The British have found a new way to infiltrate Turks and Caicos communities looking for people to harass and quiet the “rebels”, they use the internet to harass people. For every “rebel” in Turks and Caicos that speaks against British tyranny, there is a British recruit trying to crush their spirit with accusations and lies about the “rebel's” character or reason for wanting rights or making the British abuses seem palatable. The harassment is immense and comes in many forms, including threats by the UK prosecution team who confiscates property and assets of individuals without a trial. Everyone else is silenced with that abuse as an example.
Turks and Caicos “rebels” are not asking for independence, they are asking for democracy. That is what makes their oppression worse then the American colonists, they demanded much more than Turks and Caicos Islanders are demanding. Turks and Caicos Islanders want to restore their self government, elections and democracy.
Before there was rebellion in America against the British, there was a struggle as to what the thing was that needed to be fixed. Seeking independence from Britain was unchartered waters. The main problem that colonists could put their fingers on was that they had their own self sufficiency yet were taxed by Britain on top to create revenue for Britain, they were also forced to purchase British imports or imports that generated revenue for the British. The colonists grew frustrated knowing they did not vote for British parliament to represent them, yet taxes were imposed anyway by parliament. Parliament insisted that it had the right to legislate for the colonies "in all cases whatsoever". This angered the American colonists.
The British are doing this right now in Turks and Caicos by imposing their laws without a vote. The British are insisting that they can take anything they want because they have the sovereign right. Ian Hendry from the Foreign Commonwealth Office told the people that the UK can do what it wants because it, "calls the shots”.
Even though Turks and Caicos had a (well) self sufficient government in place without any benefits from the British at all, not even welfare benefits given to the British citizens, the British still insist that they can tell Turks and Caicos citizens what to do or what they can’t do.
The UN made a ruling in June 2011 finding that British Overseas Territories have a right to sovereignty. The British do not abide by the UN ruling, they obey nobody because they have the power to call the shots simply because they say so. Erstwhile, Turks and Caicos citizens live as colonists did in America without rights to vote on British government impositions, without an elected government, without democracy and without any rights to say it’s so without enduring extreme harassment.

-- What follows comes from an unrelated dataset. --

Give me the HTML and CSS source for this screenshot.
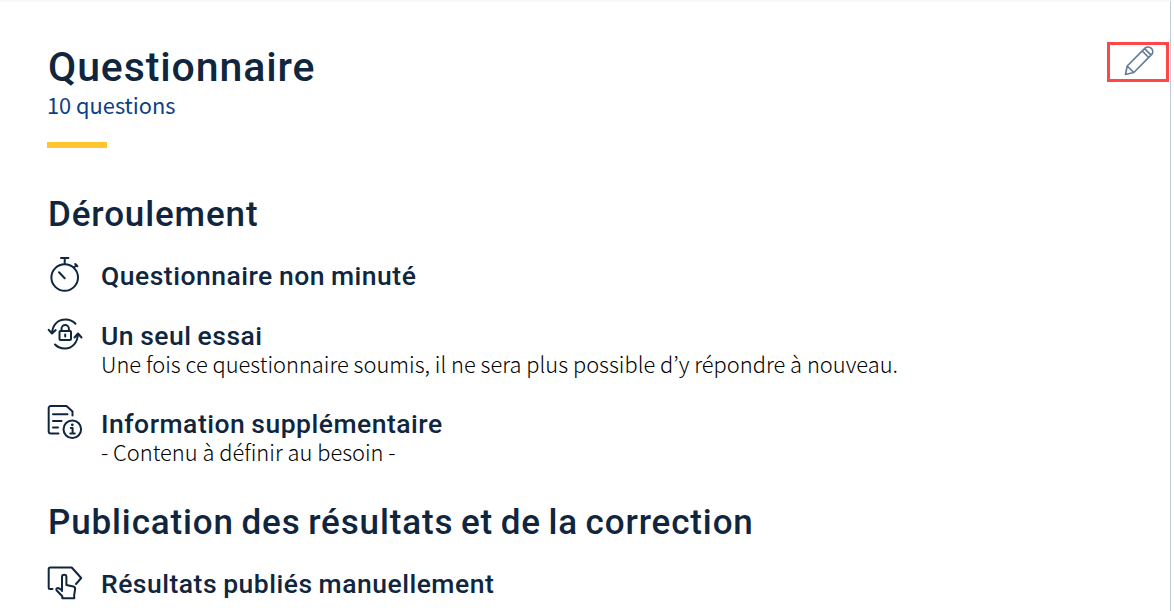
FILE: index.html
```html
<!DOCTYPE html>
<html lang="fr">
<head>
    <meta charset="UTF-8">
    <meta name="viewport" content="width=device-width, initial-scale=1.0">
    <title>Questionnaire</title>
    <link rel="stylesheet" href="styles.css">
</head>
<body>

<main class="page">
    <header class="header">
        <div>
            <h1>Questionnaire</h1>
            <p class="count">10 questions</p>
            <div class="accent"></div>
        </div>
        <button class="edit" aria-label="Modifier">
            <svg width="32" height="32" viewBox="0 0 32 32">
                <path d="M2.500 29.500 4.200 21 22 3.200a4.600 4.600 0 0 1 6.500 6.500L10.800 27.500z M4.200 21l6.600 6.500 M19.200 6l6.500 6.500 M21.600 3.600l6.500 6.500"/>
            </svg>
        </button>
    </header>

    <section>
        <h2>Déroulement</h2>
        <ul class="list">
            <li class="item">
                <svg class="icon" viewBox="0 0 36 36">
                    <circle cx="17.700" cy="20.500" r="13.300"/>
                    <path d="M17.700 7V1M14 1h7.400M27 10.500l2.500-2.500M28.200 7l2.200 2.200M12 15.200l5.700 6"/>
                </svg>
                <div class="text">
                    <h3>Questionnaire non minuté</h3>
                </div>
            </li>
            <li class="item">
                <svg class="icon" viewBox="0 0 36 36">
                    <path d="M5 16.500C5.500 7.500 11 2.500 18.500 2.500c4.500 0 7.500 1.500 10 4.200M1.700 12.800l3.300 3.700 3.700-3.400M31 17C30.500 26 25 31.500 18 31.500c-4.500 0-7.500-1.500-10-4M27.500 20.500l3.500-4 3.500 4"/>
                    <rect x="12.500" y="14" width="11.500" height="9" rx="1"/>
                    <path d="M14.500 14v-2.300a3.700 3.700 0 0 1 7.400 0V14M18.200 17.500v2"/>
                </svg>
                <div class="text">
                    <h3>Un seul essai</h3>
                    <p class="description">Une fois ce questionnaire soumis, il ne sera plus possible d’y répondre à nouveau.</p>
                </div>
            </li>
            <li class="item">
                <svg class="icon" viewBox="0 0 36 36">
                    <path d="M11.500 28.500H3.700a2 2 0 0 1-2-2V3a2 2 0 0 1 2-2H19.500l6 5.500v4M6 9.300h14.500M6 16h8.500M6 22.500H11"/>
                    <circle cx="25.300" cy="24.300" r="8.800"/>
                    <path d="M23.800 23H25.600v5.500M23.300 28.500h4.500"/>
                    <circle class="dot" cx="25.300" cy="19.800" r="1.400"/>
                </svg>
                <div class="text">
                    <h3>Information supplémentaire</h3>
                    <p class="description">- Contenu à définir au besoin -</p>
                </div>
            </li>
        </ul>
    </section>

    <section>
        <h2>Publication des résultats et de la correction</h2>
        <ul class="list">
            <li class="item">
                <svg class="icon" viewBox="0 0 36 36">
                    <path d="M5.500 24h-2.800a1 1 0 0 1-1-1V4a1.500 1.500 0 0 1 1.500-1.500h21.500L34.200 13l-5.200 6"/>
                    <path d="M15 26V12a2.200 2.200 0 0 1 4.400 0v8l7 1.500c1.500.4 1.800 1.300 1.700 2.700l-.9 6v3H15.300v-2L9.500 25.200c-.8-1.500.8-2.600 2-2l3.500 2"/>
                </svg>
                <div class="text">
                    <h3>Résultats publiés manuellement</h3>
                </div>
            </li>
        </ul>
    </section>
</main>

</body>
</html>
```

FILE: styles.css
```css
* {
    box-sizing: border-box;
}
body {
    margin: 0;
    height: 611px;
    overflow: hidden;
    background: #fff;
    font-family: "Noto Sans CJK KR", "Noto Sans", sans-serif;
}
.page {
    width: 1171px;
    height: 611px;
    padding: 40px 1px 0 47px;
    border-top: 2px solid #f8f9fa;
    border-right: 1px solid #bccad8;
}
.header {
    display: flex;
    justify-content: space-between;
    align-items: flex-start;
}
h1, h2, h3, p, ul {
    margin: 0;
    padding: 0;
}
h1, h2, h3 {
    font-family: Roboto, sans-serif;
    font-weight: 500;
    color: #10263f;
}
h1 {
    padding: 1px 0 0 1px;
    font-size: 41px;
    line-height: 48px;
    letter-spacing: 0.9px;
}
h2 {
    padding: 1px 0 0 1px;
    font-size: 35px;
    line-height: 44px;
    letter-spacing: 0.87px;
    word-spacing: -2px;
}
h3 {
    font-size: 26.5px;
    line-height: 30px;
    letter-spacing: 0.5px;
    word-spacing: -1px;
}
.count {
    font-size: 21.8px;
    line-height: 28px;
    color: #0c3f86;
}
.accent {
    width: 60px;
    height: 6px;
    margin: 23px 0 44px;
    background: #ffc42e;
}
.edit {
    display: flex;
    align-items: center;
    justify-content: center;
    width: 62px;
    height: 40px;
    padding: 0 0 2px 2px;
    border: 3px solid #ff4747;
    background: none;
    cursor: pointer;
}
.edit svg {
    fill: none;
    stroke: #647c98;
    stroke-width: 1.7;
    stroke-linejoin: round;
}
.list {
    display: flex;
    flex-direction: column;
    gap: 24px;
    margin: 20px 0 31px;
    list-style: none;
}
.item {
    display: flex;
    gap: 18px;
}
.icon {
    width: 36px;
    height: 36px;
    fill: none;
    stroke: #10263f;
    stroke-width: 2;
    stroke-linecap: round;
    stroke-linejoin: round;
}
.icon .dot {
    fill: #10263f;
    stroke: none;
}
.text {
    padding-top: 4px;
}
.description {
    margin-bottom: 4px;
    font-size: 21.85px;
    font-weight: 300;
    line-height: 26px;
    color: #000;
}
```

Most colonists in America knew that a foreign parliament legislating for them was a problem but they argued with each other about how to handle this injustice or if there was a problem at all. Thomas Paine, the author of a lengthy pamphlet circulated at the time called Common Sense, asked the colonists in his pamphlet to open their eyes to what Britain was doing. He said, “a long habit of not thinking a thing wrong gives it a superficial appearance of being right.” Paine urged the colonists to see the necessity of (what we now know are the founding fathers’) opposing views and political persuasions from Britain.
The founding fathers of America wanted to create a Constitution representing the values of the colonists. Not just any government, but a society that would grant every citizen a democratic right to create government by the people, for the people. The constitution shaped government and society on the ideals that all of its citizens would be equal and have a say in the governance of the country, an ideal that was denied to them under Britain and George III.

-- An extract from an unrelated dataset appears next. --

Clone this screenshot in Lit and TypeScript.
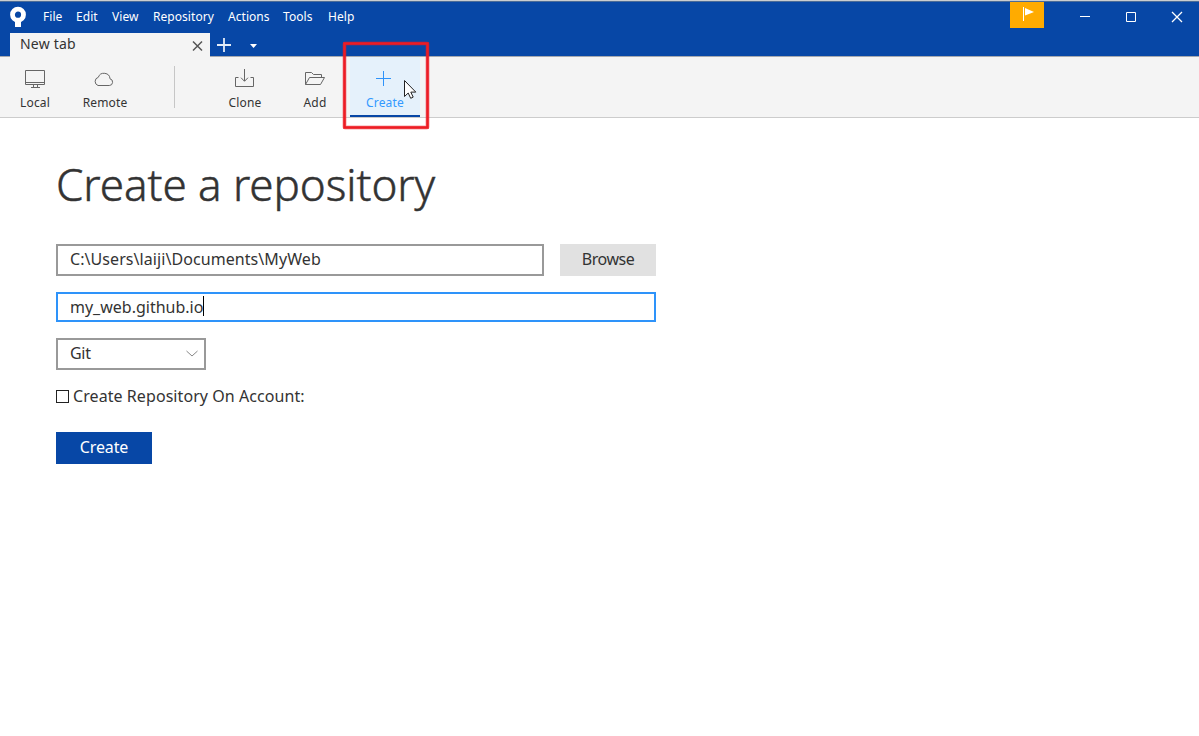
import { LitElement, html, css, svg } from "lit";
import { customElement } from "lit/decorators.js";

const icons: Record<string, unknown> = {
  Local: svg`<path d="M1.500 1.500h19v14h-19zM1.500 13.500h19M9.500 15.500v3M13.500 15.500v3M7 18.500h9"/>`,
  Remote: svg`<path d="M4 16.500h11.300a3.400 3.400 0 0 0 .7-6.700A6 5.800 0 0 0 4.300 8.300A4.300 4.300 0 0 0 4 16.500z"/>`,
  Clone: svg`<path d="M4.500 8.500h-3v9h18v-9h-3M10.500 0v12M7 8.700l3.500 3.600l3.500-3.600"/>`,
  Add: svg`<path d="M1.500 15.500v-12h6l2 2h8v3M1.500 15.500l4-7h15l-4 7z"/>`,
  Create: svg`<path d="M9.500 2v15M2 9.500h15"/>`,
};

@customElement("tool-item")
export class ToolItem extends LitElement {
  static properties = { name: {}, active: { type: Boolean, reflect: true } };
  declare name: string;
  declare active: boolean;
  static styles = css`
    :host { display: flex; flex-direction: column; align-items: center; width: 70px; height: 60px; box-sizing: border-box; padding-top: 12px; color: #333; font-size: 12px; line-height: 18px; }
    :host([active]) { background: #e5f1fb; color: #3399ff; border-bottom: 2px solid #0747a6; }
    svg { width: 22px; height: 22px; fill: none; stroke: #666; stroke-width: 1; flex: none; }
    :host([active]) svg { stroke: #2e93fa; }
    span { margin-top: 3px; letter-spacing: 0.15px; }
  `;
  render() {
    return html`<svg viewBox="0 0 22 22">${icons[this.name]}</svg><span>${this.name}</span>`;
  }
}

@customElement("app-root")
export class AppRoot extends LitElement {
  static styles = css`
    :host { display: block; position: relative; width: 1199px; height: 736px; overflow: hidden; background: #fff; color: #333; font-family: "Noto Sans", "Open Sans", sans-serif; box-sizing: border-box; }
    * { box-sizing: border-box; }
    svg { display: block; fill: none; }
    .header { height: 57px; background: #0747a6; border-top: 1px solid #c9cdd0; border-bottom: 1px solid #a5a9b0; display: flex; flex-direction: column; }
    .titlebar { height: 32px; display: flex; border-top: 1px solid #4b6c97; flex: none; }
    .logo { margin: 4px 0 0 9px; width: 18px; height: 22px; }
    .menu { display: flex; gap: 14px; margin: 6px 0 0 16px; color: #fff; font-size: 12px; line-height: 17px; letter-spacing: 0.05px; }
    .flag { margin-left: auto; width: 34px; height: 26px; background: #ffab00; }
    .window { display: flex; margin: 0 -1px 0 18px; }
    .window svg { width: 46px; height: 30px; stroke: #fff; }
    .tabs { display: flex; height: 24px; }
    .tab { width: 200px; height: 24px; margin-left: 10px; background: #f4f4f4; display: flex; justify-content: space-between; padding-left: 10px; font-size: 14px; line-height: 22px; letter-spacing: 0.2px; }
    .toolbar { height: 61px; background: #f4f4f4; border-bottom: 1px solid #ccc; display: flex; }
    .rule { width: 1px; height: 42px; margin: 9px 35px 0 34px; background: #c6c6c6; }
    .content { padding: 33px 0 0 56px; width: 656px; display: flex; flex-direction: column; align-items: flex-start; font-size: 16px; line-height: 24px; letter-spacing: 0.07px; }
    h1 { font-size: 44px; font-weight: 300; line-height: 67px; margin: 0 0 26px; white-space: nowrap; letter-spacing: -0.06px; -webkit-text-stroke: 0.5px #333; }
    .row { display: flex; gap: 16px; }
    .field { height: 32px; border: 2px solid #999; padding: 1px 12px; display: flex; }
    .path { width: 488px; }
    .name { width: 600px; height: 30px; border-color: #2e93fa; margin-top: 16px; letter-spacing: 0; }
    .caret { width: 1px; height: 20px; margin-top: 1px; background: #000; }
    .button { width: 96px; height: 32px; line-height: 31px; text-align: center; background: #e1e1e1; letter-spacing: -0.6px; }
    .button { letter-spacing: -0.5px; }
    .primary { background: #0747a6; color: #fff; margin-top: 24px; letter-spacing: -0.1px; }
    .select { width: 150px; margin-top: 16px; justify-content: space-between; padding-right: 5px; letter-spacing: -0.3px; }
    .account { display: flex; margin-top: 14px; gap: 4px; }
    .box { width: 13px; height: 13px; border: 1px solid #222; margin-top: 6px; }
    .text { display: block; white-space: nowrap; }
    .highlight { position: absolute; left: 342px; top: 41px; width: 88px; height: 89px; pointer-events: none; }
    .cursor { position: absolute; left: 403px; top: 79px; width: 15px; height: 21px; }
    .t-file { width: 19px; } .t-edit { width: 22px; } .t-view { width: 27px; } .t-repository { width: 61px; } .t-actions { width: 41px; } .t-tools { width: 31px; } .t-help { width: 27px; }
  `;
  render() {
    return html`
      <div class="header">
        <div class="titlebar">
          <svg class="logo" viewBox="0 0 18 22"><path d="M6 13h6v8H6z" fill="#fff"/><circle cx="9" cy="8.700" r="5.500" stroke="#fff" stroke-width="4.800"/></svg>
          <div class="menu">${["File", "Edit", "View", "Repository", "Actions", "Tools", "Help"].map((m) => html`<span class="text t-${m.toLowerCase()}">${m}</span>`)}</div>
          <div class="flag"><svg width="34" height="26"><path d="M13.500 5v14" stroke="#fff"/><path d="M15 6l9 4l-9 3.500z" fill="#fff"/></svg></div>
          <div class="window">
            <svg viewBox="0 0 46 30"><path d="M18 14.500h10"/></svg>
            <svg viewBox="0 0 46 30"><path d="M18.500 10.500h9v9h-9z"/></svg>
            <svg viewBox="0 0 46 30"><path d="M18 10l10 10M28 10l-10 10" stroke-width="1.300"/></svg>
          </div>
        </div>
        <div class="tabs">
          <div class="tab"><span class="text">New tab</span><svg width="20" height="24"><path d="M3 8.500l9 9M12 8.500l-9 9" stroke="#555" stroke-width="1.500"/></svg></div>
          <svg width="60" height="23"><path d="M14 5v14M7 12h14" stroke="#e4ecf7" stroke-width="1.800"/><path d="M40 11h7l-3.500 4z" fill="#fff"/></svg>
        </div>
      </div>
      <div class="toolbar">
        <tool-item name="Local"></tool-item><tool-item name="Remote"></tool-item>
        <div class="rule"></div>
        <tool-item name="Clone"></tool-item><tool-item name="Add"></tool-item><tool-item name="Create" active></tool-item>
      </div>
      <div class="content">
        <h1>Create a repository</h1>
        <div class="row"><div class="field path"><span class="text">C:\\Users\\laiji\\Documents\\MyWeb</span></div><div class="button">Browse</div></div>
        <div class="field name"><span class="text">my_web.github.io</span><i class="caret"></i></div>
        <div class="field select"><span class="text">Git</span><svg width="14" height="26"><path d="M1.500 10l5.500 5l5.500-5" stroke="#888"/></svg></div>
        <div class="account"><i class="box"></i><span class="text">Create Repository On Account:</span></div>
        <div class="button primary">Create</div>
      </div>
      <svg class="highlight" viewBox="0 0 88 89"><rect x="2.500" y="2.500" width="83" height="84" rx="1" stroke="#ed1c24" stroke-opacity=".4" stroke-width="4"/><rect x="2.500" y="2.500" width="83" height="84" stroke="#ed1c24" stroke-width="2.600"/></svg>
      <svg class="cursor" viewBox="0 0 15 21"><path d="M1.500 1.500v16l3.700-3.500l2.500 5.300l2.500-1.200l-2.400-5h5z" fill="#fff" stroke="#222"/></svg>
    `;
  }
}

After a long and violent abuse of power by Britain in the American colonies, the undertaking of convincing the colonists to rise against the oppressors was not popular at first. Paine responded saying that he understood that “his sentiments are not yet sufficiently fashionable“ but the oppressive system of government and King’s palaces “are built on the ruins of the bowers.” He said the British government nor the King can meet the increasing public concerns of a public distanced so far away from where laws are made and adjudicated, so much so that the British parliament could not represent the colonists. He further argued that because the colonists had no rights to vote in parliament, it made no difference that parliament was not acquainted with the needs of the colonies, they had no say in it anyway.
The powers vested in Britain excluded the colonists yet empowered judgments without their say. That form of British government power displayed a clear lack of impartiality, and the colonists’ standing were more akin to British property.
This happens today in Turks and Caicos. The citizens are so far removed from the British legislature which are making decisions for them without their vote. It is the same struggle that American colonists fought and died to overcome.
Yet, the “rebels” sit in judgment of an artificially created opposition to keep them from believing they are right to voice the peoples' rights which are being denied. Why are the “rebels” degraded by the loyalists, the same usually nameless loyalists that should be questioned for their motives instead of the other way around. What have they to gain by denying a country's citizens their democratic rights?
As for the American colonists, we know the rest. The “rebels” were renamed with their rightful title as “the people” and defeated Britain and George III. As the citizens of the United States of America celebrate their independence from Britain, Turks and Caicos citizens should also pray to one day be “One Nation, under God, indivisible, with Liberty and Justice for all.” These are worthy values for which all countries should have or for which to aspire.
God bless Turks and Caicos Islands. Happy 4th of July to The United States of America.